Growing up in Israel different from everyone, I’d kept a lot of secrets. Now, through this blog in Japan, I finally felt welcomed enough to open up.
During the pilgrimage, I shared a diary entry from my fourteenth birthday. It explained the walls I’d built around myself, and included the first mention of my sexuality in my childhood diaries (“To Be Alive, Part 1“).
On 28 March 2023, I started sharing all the diary entries that chronicled my sexual ups and downs. My wacky hobbies and passions from seventh grade; the way students had been pressuring me to come out (“Chapter 1“). In the absence of someone I could trust, I’d begun having nightmares about supernatural beings trying to break into my house and kill me, when I was home alone at night (“Chapter 2“).
I tried to change my appearance while stressing over school and my ugliness (“Chapter 3“). Feeling misunderstood by my friends, I decided to come out in person to one (“Chapter 4“). But when it hit me that I finally had friends, I felt no need to add sexual fuel to my social fire (“Chapter 5“).
When the friend I’d wanted to come out to said I would always be alone because I was gay, I realized I was too ugly and annoying for anyone to desire. I took pride in the walls I’d built around myself and focused on my dream of writing, yet found that I had lost the ability to cry (“Chapter 6“).

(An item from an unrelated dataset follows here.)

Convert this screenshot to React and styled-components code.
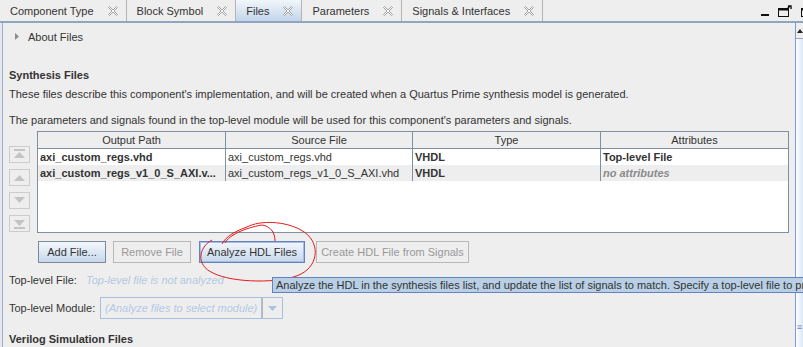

With increasing nightmares, I resolved to come out before my fifteenth birthday. Despite my anger and pain, I forced myself to keep a straight face (“Chapter 7“). I grew addicted to my new Nintendo DSi, and realized gay people were everywhere (“Chapter 8“).
Inspired by stories of Israeli teenagers with queer relationships, I began to work on my self-esteem (“Chapter 9“). Realizing how much I’d grown in one year, I dreaded the possibility that coming out would ruin my friendships (“Chapter 10“). I changed my appearance, partied with friends, and got bullied (“Chapter 11“). On my fifteenth birthday, I failed to come out (“Chapter 12“).
In high school, I grew obsessed with gore and sadism. I wrote, directed, edited, and starred in a music video of The Beatles’ Maxwell’s Silver Hammer (“Chapter 13“). As I turned sixteen, my interests darkened. Friendships dissolved; others formed. I realized coming out would never advance me, let alone to find a boyfriend. When I finally came out to a friend, I felt unfulfilled by this stressful confession (“Chapter 14“).
Coming out to another friend didn’t help. I fantasized about a same-sex relationship, yet struggled to imagine myself in one. Then, I developed an attraction to the opposite sex. Feeling abandoned, I grew sick of my fake friends and homophobia in Israel. I realized my emotional armor had led to depression, and dreamed of living more freely abroad in my twenties (“Chapter 15“).
So I focused on studying, and gave up on the idea of intimacy. Constant homophobia and self-hatred pushed me to self-harm. I turned eighteen, and started working on my first novel. After graduating from high school, I began working at a bookshop, and came out as bisexual (“Epilogue“).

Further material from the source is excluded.